The full marginal tax rate is the highest rate that could be charged on the taxable profits of that payee on finance related income. It does not include a higher tax rate that may be imposed under the Diverted Profits Tax.

The under-taxed amount is the relevant proportion of ordinary income that is subject to tax at a rate lower than the full marginal tax rate.

The highest rate at which tax is charged (R) recognises both income and capital taxes corresponding to the charge that would be imposed under the UK’s income tax, capital gains tax or corporation tax regime.

Example

The non-UK party to a repo (under which the UK party is the in-substance borrower) is subject to tax on the return on the repo, but as a capital gain subject to less than the non-UK payee’s full marginal rate on ordinary income.

The UK company is entitled to a deduction for deemed interest of 80.

In this example, the normal corporate income tax rate (the full marginal rate) is 30% but capital gains are taxed at 18% (ignoring indexation or any other computational adjustments of the gain).

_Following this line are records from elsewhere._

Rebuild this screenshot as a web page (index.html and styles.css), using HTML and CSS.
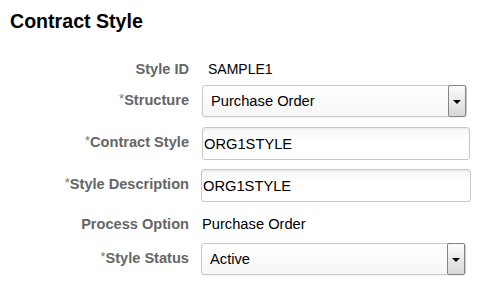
FILE: index.html
```html
<!DOCTYPE html>
<html lang="en">
<head>
    <meta charset="UTF-8">
    <title>Contract Style</title>
    <link rel="stylesheet" href="styles.css">
</head>
<body>
    <div class="page">
        <h1>Contract Style</h1>

        <div class="form">
            <div class="row row-id">
                <label class="lbl">Style ID</label>
                <span class="value value-id">SAMPLE1</span>
            </div>
            <div class="row row-gap">
                <label class="lbl"><span class="req">*</span>Structure</label>
                <div class="select">
                    <span class="select-text">Purchase Order</span>
                    <span class="select-btn"><i class="arrow"></i></span>
                </div>
            </div>
            <div class="row">
                <label class="lbl"><span class="req">*</span>Contract Style</label>
                <input class="field" type="text" value="ORG1STYLE">
            </div>
            <div class="row">
                <label class="lbl"><span class="req">*</span>Style Description</label>
                <input class="field field-wide" type="text" value="ORG1STYLE">
            </div>
            <div class="row row-text">
                <label class="lbl">Process Option</label>
                <span class="value">Purchase Order</span>
            </div>
            <div class="row">
                <label class="lbl"><span class="req">*</span>Style Status</label>
                <div class="select select-status">
                    <span class="select-text">Active</span>
                    <span class="select-btn"><i class="arrow"></i></span>
                </div>
            </div>
        </div>
    </div>
</body>
</html>
```

FILE: styles.css
```css
*{
    margin: 0;
    padding: 0;
    box-sizing: border-box;
}
body{
    background-color: #fff;
    font-family: "Liberation Sans", Arial, sans-serif;
    color: #000;
}
.page{
    padding: 10px 0 0 10px;
}
h1{
    font-size: 19.6px;
    font-weight: bold;
    line-height: 22px;
    color: #000;
}
.form{
    margin-top: 26px;
}
.row{
    display: flex;
    align-items: center;
    margin-bottom: 9px;
}
.row-id{
    height: 22px;
    margin-bottom: 5px;
    align-items: baseline;
    padding-top: 3px;
}
.row-gap{
    margin-bottom: 10px;
}
.row-text{
    height: 28px;
    margin-bottom: 4px;
    align-items: baseline;
    padding-top: 5px;
}
.lbl{
    width: 179px;
    text-align: right;
    font-size: 14.6px;
    font-weight: bold;
    color: #666;
    margin-right: 12px;
    padding-bottom: 4px;
    white-space: nowrap;
}
.req{
    font-weight: normal;
    font-size: 13px;
    color: #777;
    vertical-align: 2px;
}
.value{
    font-size: 14.7px;
    color: #000;
    padding-left: 1px;
}
.value-id{
    font-size: 14px;
    padding-left: 7px;
}
.select{
    display: flex;
    align-items: center;
    width: 265px;
    height: 32px;
    border: 1px solid #c8c8c8;
    border-radius: 3px;
    background: linear-gradient(#fff, #f6f6f6);
    box-shadow: 0 1px 1px rgba(0,0,0,.06);
    padding: 1px;
    margin-left: 1px;
}
.select-status{
    margin-left: 0;
}
.select-text{
    flex: 1;
    font-size: 14.7px;
    padding-left: 7px;
}
.select-btn{
    width: 18px;
    height: 32px;
    margin: -2px -1px -2px 0;
    border: 1px solid #858585;
    border-radius: 2px;
    background: linear-gradient(#fbfbfb, #d8d8d8);
    display: flex;
    align-items: center;
    justify-content: center;
}
.arrow{
    display: block;
    width: 0;
    height: 0;
    border-left: 4px solid transparent;
    border-right: 4px solid transparent;
    border-top: 4px solid #000;
    margin-top: 2px;
}
.field{
    width: 268px;
    height: 33px;
    border: 1px solid #c8c8c8;
    border-radius: 3px;
    background: linear-gradient(#f6f6f6, #fff 40%);
    box-shadow: inset 0 1px 2px rgba(0,0,0,.06);
    font-family: "Liberation Sans", Arial, sans-serif;
    font-size: 14.7px;
    color: #000;
    padding: 0 1px;
    outline: none;
    margin-left: 1px;
}
.field-wide{
    width: 270px;
    margin-left: 0;
}
```
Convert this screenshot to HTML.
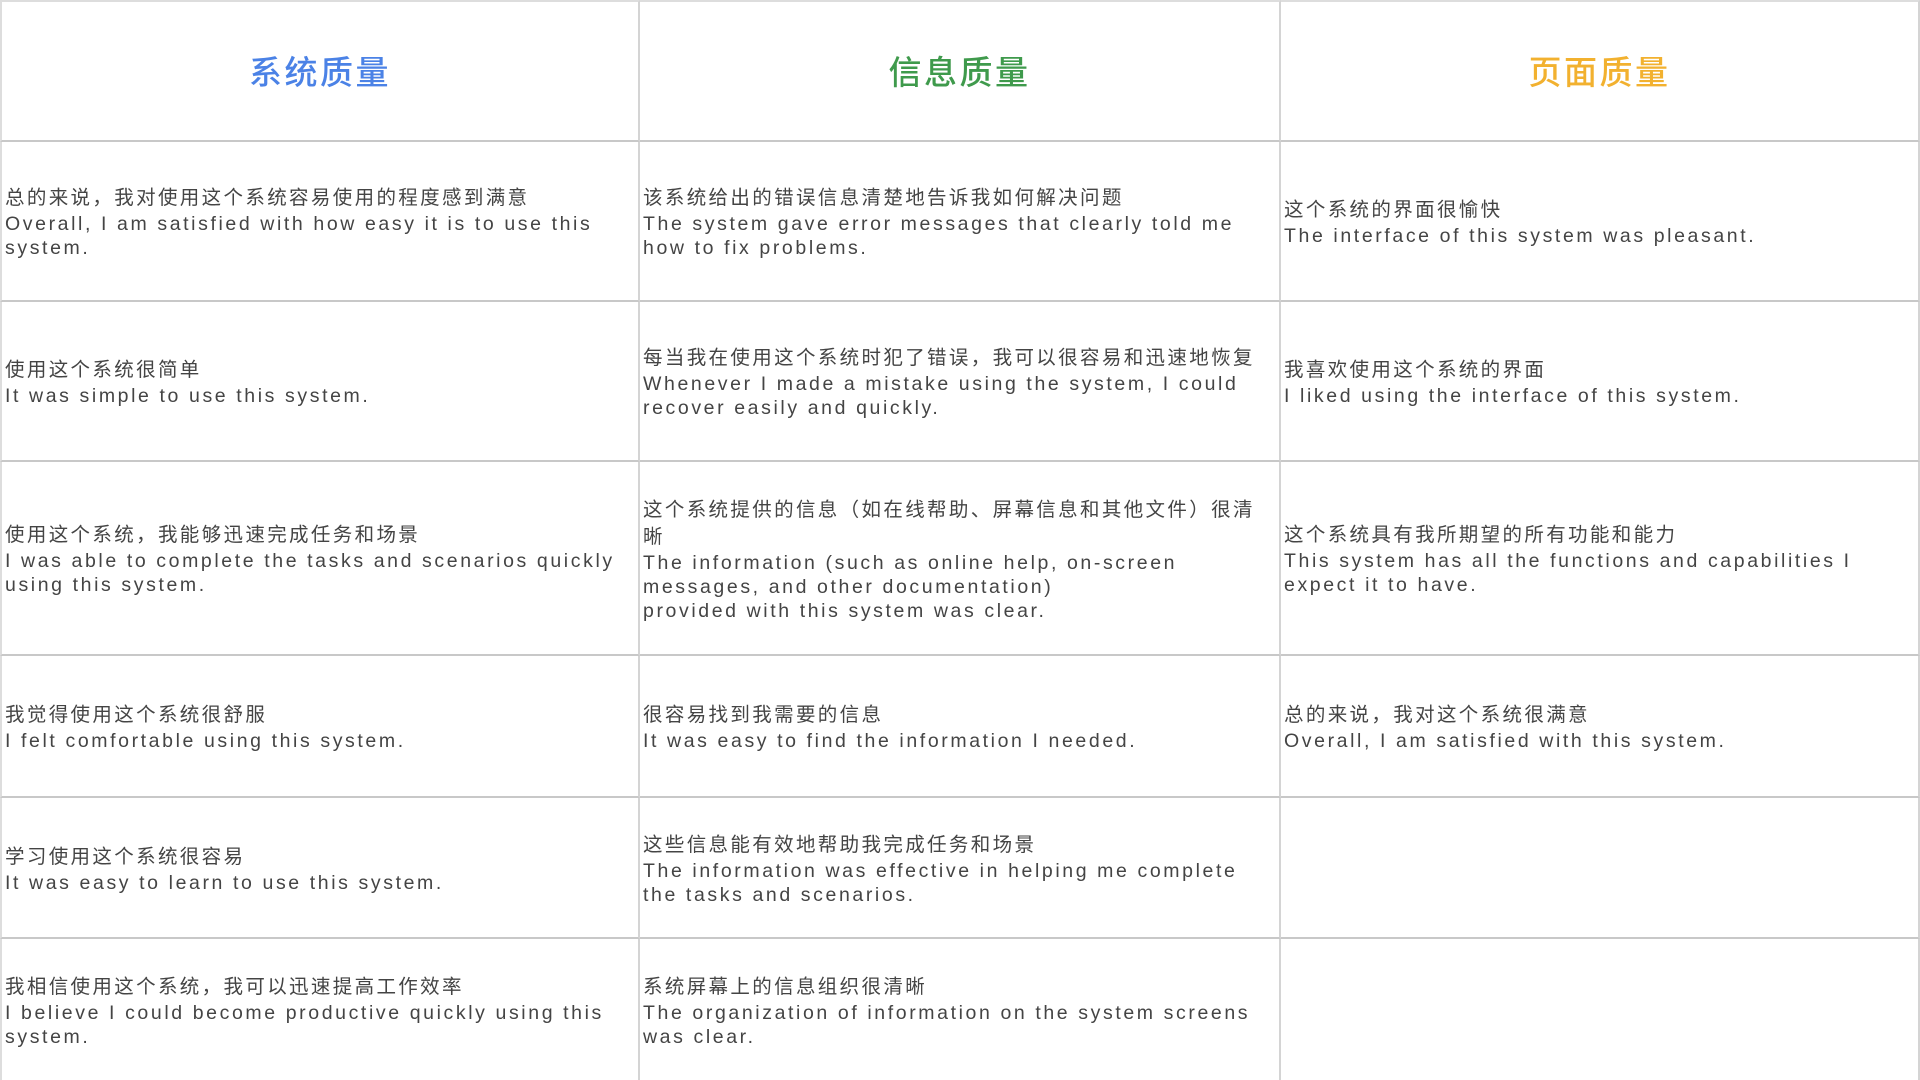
<!DOCTYPE html>
<html><head><meta charset="utf-8"><style>
html,body{margin:0;padding:0;background:#fff;}
body{width:1920px;height:1080px;overflow:hidden;position:relative;font-family:"Liberation Sans","Noto Sans CJK SC",sans-serif;color:#444;}
.c{position:absolute;box-sizing:border-box;border-right:2px solid #d4d4d4;border-bottom:2px solid #c8c8c8;display:flex;flex-direction:column;justify-content:center;padding-left:3px;padding-top:3px;white-space:nowrap;}
.h{align-items:center;padding-left:0;padding-top:0;padding-bottom:2px;font-size:33px;letter-spacing:2.5px;font-weight:500;}
.zh{font-size:19.5px;letter-spacing:2.35px;line-height:27px;}
.en{font-size:19.5px;letter-spacing:2.6px;line-height:24px;}
</style></head><body>
<div class="c h" style="left:0;top:0;width:640px;height:142px;border-top:2px solid #ddd;border-left:2px solid #ddd;color:#4b82e6">系统质量</div>
<div class="c h" style="left:640px;top:0;width:641px;height:142px;border-top:2px solid #ddd;color:#3f9a4c">信息质量</div>
<div class="c h" style="left:1281px;top:0;width:639px;height:142px;border-top:2px solid #ddd;color:#f2b12f">页面质量</div>

<div class="c" style="left:0;top:142px;width:640px;height:160px;border-left:2px solid #ddd"><div class="zh">总的来说，我对使用这个系统容易使用的程度感到满意</div><div class="en">Overall, I am satisfied with how easy it is to use this<br>system.</div></div>
<div class="c" style="left:640px;top:142px;width:641px;height:160px"><div class="zh">该系统给出的错误信息清楚地告诉我如何解决问题</div><div class="en">The system gave error messages that clearly told me<br>how to fix problems.</div></div>
<div class="c" style="left:1281px;top:142px;width:639px;height:160px"><div class="zh">这个系统的界面很愉快</div><div class="en">The interface of this system was pleasant.</div></div>

<div class="c" style="left:0;top:302px;width:640px;height:160px;border-left:2px solid #ddd"><div class="zh">使用这个系统很简单</div><div class="en">It was simple to use this system.</div></div>
<div class="c" style="left:640px;top:302px;width:641px;height:160px"><div class="zh">每当我在使用这个系统时犯了错误，我可以很容易和迅速地恢复</div><div class="en">Whenever I made a mistake using the system, I could<br>recover easily and quickly.</div></div>
<div class="c" style="left:1281px;top:302px;width:639px;height:160px"><div class="zh">我喜欢使用这个系统的界面</div><div class="en">I liked using the interface of this system.</div></div>

<div class="c" style="left:0;top:462px;width:640px;height:194px;border-left:2px solid #ddd"><div class="zh">使用这个系统，我能够迅速完成任务和场景</div><div class="en">I was able to complete the tasks and scenarios quickly<br>using this system.</div></div>
<div class="c" style="left:640px;top:462px;width:641px;height:194px"><div class="zh">这个系统提供的信息（如在线帮助、屏幕信息和其他文件）很清<br>晰</div><div class="en">The information (such as online help, on-screen<br>messages, and other documentation)<br>provided with this system was clear.</div></div>
<div class="c" style="left:1281px;top:462px;width:639px;height:194px"><div class="zh">这个系统具有我所期望的所有功能和能力</div><div class="en">This system has all the functions and capabilities I<br>expect it to have.</div></div>

<div class="c" style="left:0;top:656px;width:640px;height:142px;border-left:2px solid #ddd"><div class="zh">我觉得使用这个系统很舒服</div><div class="en">I felt comfortable using this system.</div></div>
<div class="c" style="left:640px;top:656px;width:641px;height:142px"><div class="zh">很容易找到我需要的信息</div><div class="en">It was easy to find the information I needed.</div></div>
<div class="c" style="left:1281px;top:656px;width:639px;height:142px"><div class="zh">总的来说，我对这个系统很满意</div><div class="en">Overall, I am satisfied with this system.</div></div>

<div class="c" style="left:0;top:798px;width:640px;height:141px;border-left:2px solid #ddd"><div class="zh">学习使用这个系统很容易</div><div class="en">It was easy to learn to use this system.</div></div>
<div class="c" style="left:640px;top:798px;width:641px;height:141px"><div class="zh">这些信息能有效地帮助我完成任务和场景</div><div class="en">The information was effective in helping me complete<br>the tasks and scenarios.</div></div>
<div class="c" style="left:1281px;top:798px;width:639px;height:141px"></div>

<div class="c" style="left:0;top:939px;width:640px;height:141px;border-left:2px solid #ddd;border-bottom:none"><div class="zh">我相信使用这个系统，我可以迅速提高工作效率</div><div class="en">I believe I could become productive quickly using this<br>system.</div></div>
<div class="c" style="left:640px;top:939px;width:641px;height:141px;border-bottom:none"><div class="zh">系统屏幕上的信息组织很清晰</div><div class="en">The organization of information on the system screens<br>was clear.</div></div>
<div class="c" style="left:1281px;top:939px;width:639px;height:141px;border-bottom:none"></div>
</body></html>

Applying the formula - UTA multiplied by (FMR minus R) divided by FMR

  • UTA is 80, the under-taxed amount
  • R is 18%, the rate actually suffered on the amount
  • FMR is 30%, being the full marginal rate

The deduction denied would be - 80 multiplied by (30% minus 18%) divided by 30% equals 32.

The UK company’s deduction for deemed interest would be restricted by 32: from 80 to 48.